LOUISVILLE, Ky. (WAVE) - The city of Louisville is awaiting a grand jury’s decision whether to indict the Louisville Metro police officers involved in the shooting death of Breonna Taylor.
While the city waits, dozens of businesses downtown have been boarded up and closed, in anticipation of demonstrations after the decision is made public.
On Fourth Street, it is no different as the sound of drills connecting plywood to brick has become commonplace, as one of the city’s most notable street sits in limbo.
That feeling is one Don Davis knows well.
“We’re hoping for an end to everything that’s been going on and we’re hoping that Louisville will become the peaceful place that all of us in Louisville love," Davis said.
Davis and his wife own JJ Wig Shop. During the first weekend of demonstrations in May, the store was looted, costing Davis thousands of dollars in stolen merchandise. Four months later, the store is closed and fortified, as Davis hopes to avoid damage this time around.
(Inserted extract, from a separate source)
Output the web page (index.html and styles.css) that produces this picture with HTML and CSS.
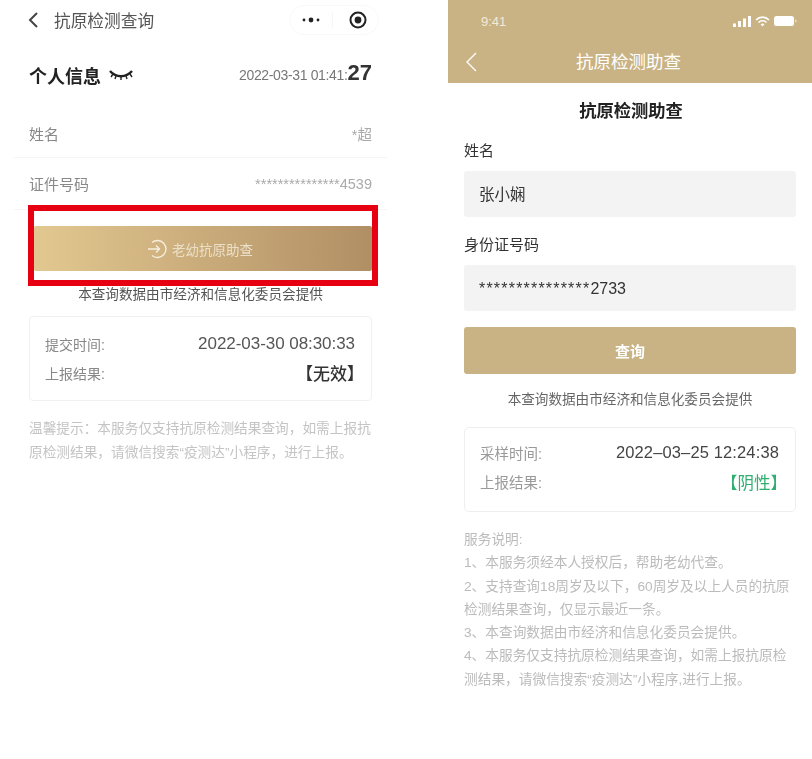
FILE: index.html
```html
<!DOCTYPE html>
<html lang="zh">
<head>
<meta charset="utf-8">
<title>抗原检测</title>
<link rel="stylesheet" href="styles.css">
</head>
<body>
<main class="page">
  <section class="left">
    <header class="l-nav">
      <svg class="l-back" width="12" height="18" viewBox="0 0 12 18"><path d="M10 2 3 9l7 7" fill="none" stroke="#444" stroke-width="2"/></svg>
      <span class="l-title">抗原检测查询</span>
      <div class="capsule">
        <svg width="20" height="8" viewBox="0 0 20 8"><circle cx="3" cy="4" r="1.400" fill="#222"/><circle cx="10" cy="4" r="2.400" fill="#222"/><circle cx="17" cy="4" r="1.400" fill="#222"/></svg>
        <span class="cap-sep"></span>
        <svg width="20" height="20" viewBox="0 0 20 20"><circle cx="10" cy="10" r="7.500" fill="none" stroke="#222" stroke-width="2"/><circle cx="10" cy="10" r="3.400" fill="#222"/></svg>
      </div>
    </header>
    <div class="l-info">
      <div class="l-info-name">
        <strong>个人信息</strong>
        <svg width="26" height="12" viewBox="0 0 26 12"><path d="M2 2c6 7 16 7 22 0" fill="none" stroke="#222" stroke-width="2.400"/><path d="M5 5 3 8m5-1-1 3m6-2v3m5-4 1 3m3-5 2 3" fill="none" stroke="#222" stroke-width="1.400"/></svg>
      </div>
      <div class="l-stamp">2022-03-31 01:41:<b>27</b></div>
    </div>
    <div class="l-row l-row-name"><span>姓名</span><span class="l-val">*超</span></div>
    <div class="l-row l-row-id"><span>证件号码</span><span class="l-val">***************4539</span></div>
    <div class="redbox">
      <button class="gold">
        <svg width="20" height="20" viewBox="0 0 20 20"><path d="M5 3.500a8.500 8.500 0 1 1 0 13M1 10h11M9 6.500l3.500 3.500L9 13.500" fill="none" stroke="#f6eedd" stroke-width="1.400"/></svg>
        <span>老幼抗原助查</span>
      </button>
    </div>
    <p class="l-note">本查询数据由市经济和信息化委员会提供</p>
    <div class="l-card">
      <div class="l-card-row"><span>提交时间:</span><span class="l-time">2022-03-30 08:30:33</span></div>
      <div class="l-card-row"><span>上报结果:</span><span class="l-result">【无效】</span></div>
    </div>
    <p class="l-tip">温馨提示：本服务仅支持抗原检测结果查询，如需上报抗原检测结果，请微信搜索“疫测达”小程序，进行上报。</p>
  </section>

  <section class="right">
    <header class="r-head">
      <div class="status">
        <span>9:41</span>
        <div class="status-icons">
          <svg width="18" height="11" viewBox="0 0 18 11"><path d="M0 7.500h3V11H0zM5 5h3v6H5zM10 2.500h3V11h-3zM15 0h3v11h-3z" fill="#fff"/></svg>
          <svg width="15" height="11" viewBox="0 0 15 11"><path d="M1 4a9 9 0 0 1 13 0M3.500 6.500a5.500 5.500 0 0 1 8 0" fill="none" stroke="#fff" stroke-width="1.700"/><path d="M5.500 8.300a3 3 0 0 1 4 0L7.500 10.500z" fill="#fff"/></svg>
          <svg width="23" height="10" viewBox="0 0 23 10"><rect x="0" y="0" width="20" height="10" rx="2.500" fill="#fff"/><rect x="21" y="3.500" width="1.500" height="3" rx=".7" fill="#e6dcc4"/></svg>
        </div>
      </div>
      <div class="r-nav">
        <svg class="r-back" width="12" height="20" viewBox="0 0 12 20"><path d="M11 1 2 10l9 9" fill="none" stroke="#fff" stroke-width="1.300"/></svg>
        <span>抗原检测助查</span>
      </div>
    </header>
    <div class="r-body">
      <h1>抗原检测助查</h1>
      <label class="field-label">姓名</label>
      <div class="field">张小娴</div>
      <label class="field-label">身份证号码</label>
      <div class="field field-id"><span class="mask">***************</span>2733</div>
      <button class="query">查询</button>
      <p class="r-note">本查询数据由市经济和信息化委员会提供</p>
      <div class="r-card">
        <div class="r-card-row"><span>采样时间:</span><span class="r-time">2022–03–25 12:24:38</span></div>
        <div class="r-card-row"><span>上报结果:</span><span class="r-result">【阴性】</span></div>
      </div>
      <div class="r-help">
        <p>服务说明:</p>
        <p>1、本服务须经本人授权后，帮助老幼代查。</p>
        <p>2、支持查询18周岁及以下，60周岁及以上人员的抗原检测结果查询，仅显示最近一条。</p>
        <p>3、本查询数据由市经济和信息化委员会提供。</p>
        <p>4、本服务仅支持抗原检测结果查询，如需上报抗原检测结果，请微信搜索“疫测达”小程序,进行上报。</p>
      </div>
    </div>
  </section>
</main>
</body>
</html>
```
FILE: styles.css
```css
* { box-sizing: border-box; }
html, body { margin: 0; padding: 0; background: #fff; }
body { font-family: "Liberation Sans", "Noto Sans CJK SC", sans-serif; }
p, h1 { margin: 0; }
button { font-family: inherit; border: 0; padding: 0; }

.page { display: flex; width: 812px; height: 759px; overflow: hidden; }

/* left, blurry screenshot */
.left { width: 406px; flex: none; padding: 0 34px 0 29px; filter: blur(0.7px); color: #666; }
.l-nav { display: flex; align-items: center; height: 40px; }
.l-back { margin-right: 15px; flex: none; margin-left: -2px; }
.l-title { font-size: 16.700px; color: #555; }
.capsule { margin-left: auto; margin-right: -7px; width: 90px; height: 30px; border: 1px solid #f8f8f8; border-radius: 15px; display: flex; align-items: center; padding-left: 11px; }
.cap-sep { width: 1px; height: 16px; background: #f6f6f6; margin: 0 15px 0 11px; }

.l-info { display: flex; align-items: center; justify-content: space-between; height: 70px; }
.l-info-name { display: flex; align-items: center; gap: 7px; }
.l-info-name strong { font-size: 18px; color: #222; }
.l-stamp { font-size: 14px; color: #777; letter-spacing: -0.350px; position: relative; top: -2px; display: flex; align-items: baseline; }
.l-stamp b { font-size: 22px; color: #333; letter-spacing: 0; }

.l-row { display: flex; justify-content: space-between; align-items: center; font-size: 15px; color: #888; margin: 0 -15px; padding: 0 15px; border-bottom: 1px solid #f5f5f5; }
.l-row-name { height: 48px; }
.l-row-id { height: 52px; }
.l-val { color: #aaa; font-size: 14.500px; }

.redbox { margin: -5px -6px 0 -1px; height: 81px; border: 6px solid #e60012; background: #fff; padding-top: 15px; position: relative; display: flex; flex-direction: column; }
.gold { width: 100%; height: 45px; padding-right: 6px; border-radius: 2px; background: linear-gradient(90deg, #e2c890, #b18f65); color: #ebdfc8; font-size: 13.500px; display: flex; align-items: center; justify-content: center; gap: 5px; }

.l-note { font-size: 13.600px; line-height: 16px; color: #555; text-align: center; margin-top: 1px; }
.l-card { margin-top: 13px; height: 85px; border: 1px solid #f0f0f0; border-radius: 4px; padding: 12px 16px 0 15px; }
.l-card-row { display: flex; justify-content: space-between; align-items: center; height: 29px; font-size: 14px; color: #888; }
.l-time { font-size: 17px; color: #555; letter-spacing: -0.050px; }
.l-result { font-size: 17px; color: #333; font-weight: 500; margin-right: -9px; }
.l-tip { margin-top: 16px; font-size: 13.680px; line-height: 24px; color: #c4c4c4; }

/* right */
.right { width: 364px; flex: none; margin-left: 42px; filter: blur(0.35px); }
.r-head { height: 83px; background: #c9b385; color: #fff; }
.status { display: flex; justify-content: space-between; align-items: center; height: 42px; padding: 0 15px 0 33px; font-size: 13px; color: #f2ead8; }
.status-icons { display: flex; align-items: center; gap: 4px; }
.r-nav { position: relative; text-align: center; font-size: 17.500px; line-height: 41px; padding-right: 3px; }
.r-back { position: absolute; left: 17px; top: 10px; }

.r-body { padding: 0 16px; }
h1 { font-size: 17.300px; line-height: 24px; font-weight: 700; color: #222; text-align: center; margin-top: 16px; padding-left: 2px; }
.field-label { display: block; font-size: 15px; line-height: 22px; color: #333; margin-top: 17px; }
.field { margin-top: 9px; height: 46px; border-radius: 3px; background: #f3f3f3; padding-left: 15px; font-size: 15.500px; line-height: 47px; color: #333; }
.field-id { font-size: 16px; line-height: 48px; }
.mask { letter-spacing: 1.200px; }
.query { display: block; width: 100%; margin-top: 16px; height: 47px; border-radius: 3px; background: #c9b385; color: #fff; font-size: 15px; font-weight: 700; }
.r-note { margin-top: 16px; font-size: 13.600px; line-height: 20px; color: #666; text-align: center; }
.r-card { margin-top: 17px; height: 85px; border: 1px solid #eee; border-radius: 5px; padding: 10px 16px 0 15px; }
.r-card-row { display: flex; justify-content: space-between; align-items: center; height: 29px; font-size: 14.500px; color: #999; }
.r-time { font-size: 16.500px; color: #444; letter-spacing: 0.130px; }
.r-result { font-size: 16.500px; color: #2eaf6f; margin-right: -8px; }
.r-help { margin-top: 16px; font-size: 13.700px; line-height: 23.300px; color: #bbb; }
```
“It’s been tough to make it through the first time, so I cannot imagine that a business like ours or anybody else who gets looted twice is going to be able to make it," Davis said.
One block south, though the windows are boarded up, the doors of Safier Mediterranean Deli are still open. Owner Youness Elmesyah and his staff spent Tuesday feeding customers who were still left downtown.
“There’s not many places here to be open," Elmesyah said. "A lot of people don’t have anywhere to eat, so we’re open for them as well.”
Though his restaurant is still open, it doesn’t stop Elmesyah from being nervous about what’s to come. He told WAVE 3 News he slept outside his store in May to prevent it from being looted. This time around, he’s hoping for peace.
“[I’m feeling] mixed,” he said. "[I’m] worried, scared. I want to know what’s next going to happen. I mean, seeing our beautiful downtown getting destroyed, literally destroyed man, is just heartbreaking, very heartbreaking. We just want it to be a one-time thing, so hope it’s a one-time thing, and things go better.”
Davis told WAVE 3 News he’s hoping for peace too, so he can get back into his wig shop and continue their nearly 50-year-old tradition.
“We’ve been around for 45 years, so we’ve been a big part of that industry here in Louisville," Davis said. "So we hope to get through all of this at a point where we’re still in business where we can get back to where we were, taking care of our customers here in Louisville.”
LMPD has made several changes to downtown Louisville in anticipation of the grand jury’s decision, including restricting access to downtown Louisville.
4th Street Live! is also making changes. A spokesperson told WAVE 3 News Tuesday most businesses in the area are closed, and hours of operation in the days ahead will be determined by the individual businesses.